**TASK TO CARRY OUT:**
Begin with the first line of the material and write out each line exactly, ending with the line that contains "string; date: string;". Pictures are not part of the copy.

___ RAW DATA ___

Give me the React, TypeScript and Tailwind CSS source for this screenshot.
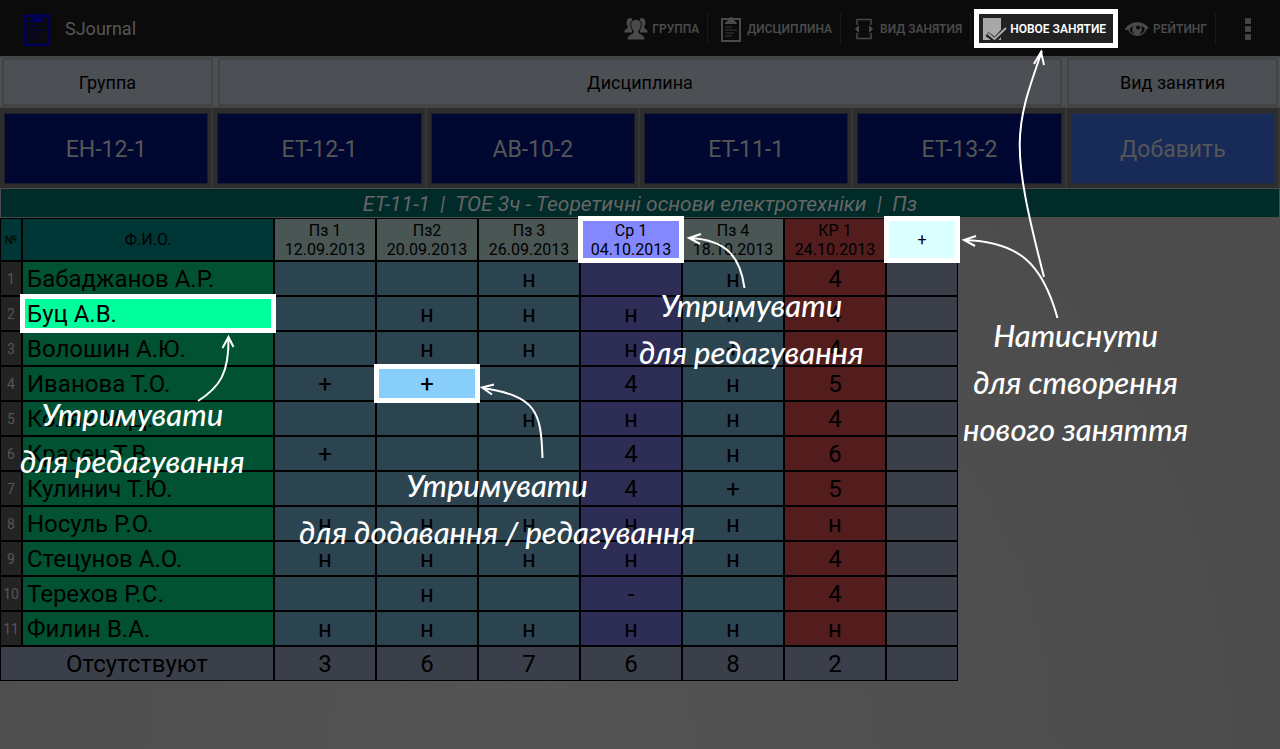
import type { ReactNode } from "react";

const groups = ["ЕН-12-1", "ЕТ-12-1", "АВ-10-2", "ЕТ-11-1", "ЕТ-13-2"];

type Lesson = { title: string; date: string; head: string; cell: string; absent: number; marked?: boolean };

const practice = { head: "bg-[#4a5654]", cell: "bg-[#2c4350]" };

const lessons: Lesson[] = [
  { title: "Пз 1", date: "12.09.2013", ...practice, absent: 3 },
  { title: "Пз2", date: "20.09.2013", ...practice, absent: 6 },
  { title: "Пз 3", date: "26.09.2013", ...practice, absent: 7 },
  { title: "Ср 1", date: "04.10.2013", head: "bg-[#8488ff]", cell: "bg-[#2d2d56]", absent: 6, marked: true },
  { title: "Пз 4", date: "18.10.2013", ...practice, absent: 8 },
  { title: "КР 1", date: "24.10.2013", head: "bg-[#531d1e]", cell: "bg-[#531d1e]", absent: 2 },
];

const students: { name: string; marks: string[] }[] = [
  { name: "Бабаджанов А.Р.", marks: ["", "", "н", "", "н", "4"] },
  { name: "Буц А.В.", marks: ["", "н", "н", "н", "н", "4"] },
  { name: "Волошин А.Ю.", marks: ["", "н", "н", "н", "+", "4"] },
  { name: "Иванова Т.О.", marks: ["+", "+", "", "4", "н", "5"] },
  { name: "Коляк М.Д.", marks: ["", "", "н", "н", "н", "4"] },
  { name: "Красен Т.В.", marks: ["+", "", "", "4", "н", "6"] },
  { name: "Кулинич Т.Ю.", marks: ["", "", "", "4", "+", "5"] },
  { name: "Носуль Р.О.", marks: ["н", "н", "н", "н", "н", "н"] },
  { name: "Стецунов А.О.", marks: ["н", "н", "н", "н", "н", "4"] },
  { name: "Терехов Р.С.", marks: ["", "н", "", "-", "", "4"] },
  { name: "Филин В.А.", marks: ["н", "н", "н", "н", "н", "н"] },
];

function Clipboard({ className }: { className: string }) {
  return (
    <svg viewBox="0 0 20 26" preserveAspectRatio="none" className={className} aria-hidden="true">
      <path d="M1 3h18v22H1z" fill="none" stroke="currentColor" strokeWidth="2" />
      <path d="M4 8c0-2 3-3 4-5a2 2 0 0 1 4 0c1 2 4 3 4 5z" fill="currentColor" />
      <path d="M4 11h7M4 14h12M4 17h9M4 20h7" fill="none" stroke="currentColor" strokeWidth=".8" />
    </svg>
  );
}

function People() {
  return (
    <svg viewBox="0 0 24 24" className="h-6 w-6" fill="currentColor" aria-hidden="true">
      <path d="M7 1C4 1 2.300 3 2.600 6c.2 2 .6 3 1.500 4C3.500 12 .5 12 0 15.500h8V2zM17 1c3 0 4.700 2 4.400 5-.2 2-.6 3-1.500 4 .6 2 3.600 2 4.100 5.500h-8V2z" />
      <path
        d="M12 2.500c-3.800 0-5.700 2.700-5.200 6.300.3 2.200 1 3.600 2.200 4.800V16c-2 1.500-5.500 1.500-6 7h18c-.5-5.500-4-5.500-6-7v-2.400c1.200-1.200 1.900-2.600 2.200-4.800.5-3.600-1.400-6.300-5.200-6.300z"
        stroke="#0b0b0b"
        strokeWidth="1"
      />
    </svg>
  );
}

function Brackets() {
  return (
    <svg viewBox="0 0 24 24" className="h-6 w-6" aria-hidden="true">
      <path d="M5 8V2.500h14V8M5 16v5.500h14V16" fill="none" stroke="currentColor" strokeWidth="1.500" />
      <path d="M7 8v8l-4-4zM17 8v8l4-4z" fill="currentColor" />
    </svg>
  );
}

function CheckedSheet() {
  return (
    <svg viewBox="0 0 24 24" className="h-6 w-6 overflow-visible" aria-hidden="true">
      <path d="M1 1h18v22H1z" fill="#a8a8a8" />
      <path d="m5 17 8 6L24 11" fill="none" stroke="#222" strokeWidth="5" />
      <path d="m6 16.500 6.500 5.500L24 11" fill="none" stroke="#aaa" strokeWidth="2" />
    </svg>
  );
}

function Eye() {
  return (
    <svg viewBox="0 0 24 24" className="h-6 w-6" aria-hidden="true">
      <path
        fillRule="evenodd"
        d="M0 12C5 3.500 18 3 24 11l-2 1c-4 9-15 9-19 1L0 13zM4.500 12.500c1 3 3.500 4.500 5.500 5-3-2-3.500-6-1.500-8.500-2 .7-3.200 2-4 3.500zM16 9c1.500 3 .8 6.500-2 8.500 2.800-.6 5-2.500 6-5.500-.8-1.200-2-2.300-4-3z"
        fill="currentColor"
      />
      <circle cx="13" cy="10.500" r="2" fill="#0b0b0b" />
    </svg>
  );
}

function Action({ icon, label, lit }: { icon: ReactNode; label: string; lit?: boolean }) {
  return (
    <div className="relative flex items-center">
      <button
        type="button"
        className={
          lit
            ? "relative z-20 flex h-8 items-center gap-1 pl-[11px] pr-2 text-xs font-semibold text-white"
            : "flex h-8 items-center gap-1 border-r border-[#181818] pl-[11px] pr-2 text-xs font-semibold text-[#4a4a4a]"
        }
      >
        {icon}
        {label}
      </button>
      {lit && <span className="absolute -right-1 -top-1 bottom-[-3px] left-[3px] z-10 border-5 border-white bg-[#222]" />}
    </div>
  );
}

function Frame() {
  return <span className="pointer-events-none absolute -inset-[3px] z-10 border-5 border-white" />;
}

function Note({ lines, className }: { lines: string[]; className: string }) {
  return (
    <p
      lang="uk"
      className={`absolute z-20 text-center font-[Lato,sans-serif] text-[31px]/[47px] font-medium italic whitespace-nowrap text-white ${className}`}
    >
      {lines.map((line) => (
        <span key={line} className="block">
          {line}
        </span>
      ))}
    </p>
  );
}

function Arrows() {
  return (
    <svg
      className="pointer-events-none absolute left-0 top-0 z-20"
      width="1280"
      height="749"
      fill="none"
      stroke="white"
      strokeWidth="2"
      aria-hidden="true"
    >
      <path d="M198 401C220 387 229 373 228.500 338M222.500 348l6-11 5 10" />
      <path d="M542.500 458C541 412 537 396 482 388M494 384.500l-12 3 10 7" />
      <path d="M744.500 288C740 255 725 240 690 238M701 234l-12 4 11 6" />
      <path d="M1057.500 318C1042 262 1018 242 965 240M976 236l-12 4 11 6" />
      <path d="M1044 277C1010 145 1014 130 1042 51M1034 64l7-12 3 13" />
    </svg>
  );
}

const cellBase = "relative border border-black p-0 font-normal";
const rowText = "pt-0.5 leading-[31px]";
const tab = "border-2 border-[#424447] pt-px";

export default function App() {
  return (
    <div className="relative min-h-screen overflow-hidden bg-[radial-gradient(ellipse_at_40%_100%,#545454,#4c4c4c_70%)] font-[Roboto,sans-serif] text-black">
      <header className="flex h-14 items-center bg-[#0b0b0b] pt-0.5">
        <Clipboard className="ml-6 h-[34px] w-[26px] text-[#00005a]" />
        <h1 className="ml-[15px] text-lg text-[#565656]">SJournal</h1>
        <nav className="ml-auto flex items-center">
          <Action icon={<People />} label="ГРУППА" />
          <Action icon={<Clipboard className="mx-0.5 h-[26px] w-5" />} label="ДИСЦИПЛИНА" />
          <Action icon={<Brackets />} label="ВИД ЗАНЯТИЯ" />
          <Action icon={<CheckedSheet />} label="НОВОЕ ЗАНЯТИЕ" lit />
          <Action icon={<Eye />} label="РЕЙТИНГ" />
          <button type="button" aria-label="Меню" className="flex w-16 flex-col items-center gap-0.5">
            <span className="size-1.5 bg-[#444]" />
            <span className="size-1.5 bg-[#444]" />
            <span className="size-1.5 bg-[#444]" />
          </button>
        </nav>
      </header>

      <div className="grid h-[52px] grid-cols-[1fr_4fr_1fr] gap-[5px] border-y-2 border-[#454545] bg-[#4c4f54] px-0.5 text-lg">
        <button type="button" className={tab}>Группа</button>
        <button type="button" className={tab}>Дисциплина</button>
        <button type="button" className={tab}>Вид занятия</button>
      </div>

      <div className="grid h-20 grid-cols-6 bg-[#2d2d2d] text-[23px] text-[#565656]">
        {groups.map((group) => (
          <div key={group} className="flex border-r-2 border-[#363636] pb-1 pl-1 pr-[3px] pt-[5px]">
            <button type="button" className="grow border border-[#1b1d28] bg-[#000832] pt-1">
              {group}
            </button>
          </div>
        ))}
        <div className="flex border-r-2 border-[#363636] pb-1 pl-1 pr-[3px] pt-[5px]">
          <button type="button" className="grow border border-[#252d40] bg-[#182a57] pt-1">
            Добавить
          </button>
        </div>
      </div>

      <h2 className="h-[30px] border border-[#4c4c4c] bg-[#002b29] pt-px text-center text-[21px]/7 italic whitespace-pre text-[#666]">
        {"ЕТ-11-1  |  ТОЕ 3ч - Теоретичні основи електротехніки  |  Пз"}
      </h2>

      <table className="w-[958px] table-fixed border-separate border-spacing-0 text-center text-2xl">
        <colgroup>
          <col className="w-[22px]" />
          <col className="w-[252px]" />
          {lessons.map((lesson) => (
            <col key={lesson.date} className="w-[102px]" />
          ))}
          <col className="w-[72px]" />
        </colgroup>
        <thead>
          <tr className="h-[43px]">
            <th className={`${cellBase} bg-[#003636] text-xs`}>№</th>
            <th className={`${cellBase} bg-[#003636] text-base`}>Ф.И.О.</th>
            {lessons.map((lesson) => (
              <th key={lesson.date} className={`${cellBase} ${lesson.head} text-base/[19px]`}>
                {lesson.title}
                <br />
                {lesson.date}
                {lesson.marked && <Frame />}
              </th>
            ))}
            <th className={`${cellBase} bg-[#dcffff] text-base`}>
              <button type="button" aria-label="Добавить занятие">+</button>
              <Frame />
            </th>
          </tr>
        </thead>
        <tbody>
          {students.map((student, row) => (
            <tr key={student.name} className="h-[35px]">
              <td className={`${cellBase} bg-[#232323] text-sm text-[#565656]`}>{row + 1}</td>
              <th
                scope="row"
                className={`${cellBase} ${rowText} pl-1 text-left ${row === 1 ? "bg-[#00ff9c]" : "bg-[#005232]"}`}
              >
                {student.name}
                {row === 1 && <Frame />}
              </th>
              {student.marks.map((mark, column) => {
                const chosen = row === 3 && column === 1;
                return (
                  <td
                    key={lessons[column].date}
                    className={`${cellBase} ${rowText} ${chosen ? "bg-[#87cefa]" : lessons[column].cell}`}
                  >
                    {mark}
                    {chosen && <Frame />}
                  </td>
                );
              })}
              <td className={`${cellBase} bg-[#3a3f49]`} />
            </tr>
          ))}
        </tbody>
        <tfoot>
          <tr className="h-[35px]">
            <th colSpan={2} className={`${cellBase} ${rowText} bg-[#3a3f49]`}>Отсутствуют</th>
            {lessons.map((lesson) => (
              <td key={lesson.date} className={`${cellBase} ${rowText} bg-[#3a3f49]`}>{lesson.absent}</td>
            ))}
            <td className={`${cellBase} bg-[#3a3f49]`} />
          </tr>
        </tfoot>
      </table>

      <Arrows />
      <Note className="left-5 top-[391px]" lines={["Утримувати", "для редагування"]} />
      <Note className="left-[299px] top-[462px]" lines={["Утримувати", "для додавання / редагування"]} />
      <Note className="left-[639px] top-[282px]" lines={["Утримувати", "для редагування"]} />
      <Note className="left-[963px] top-[312px]" lines={["Натиснути", "для створення", "нового заняття"]} />
    </div>
  );
}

___

**EXERCISE OUTPUT:**
Give me the React, TypeScript and Tailwind CSS source for this screenshot.
import type { ReactNode } from "react";

const groups = ["ЕН-12-1", "ЕТ-12-1", "АВ-10-2", "ЕТ-11-1", "ЕТ-13-2"];

type Lesson = { title: string; date: string; head: string; cell: string; absent: number; marked?: boolean };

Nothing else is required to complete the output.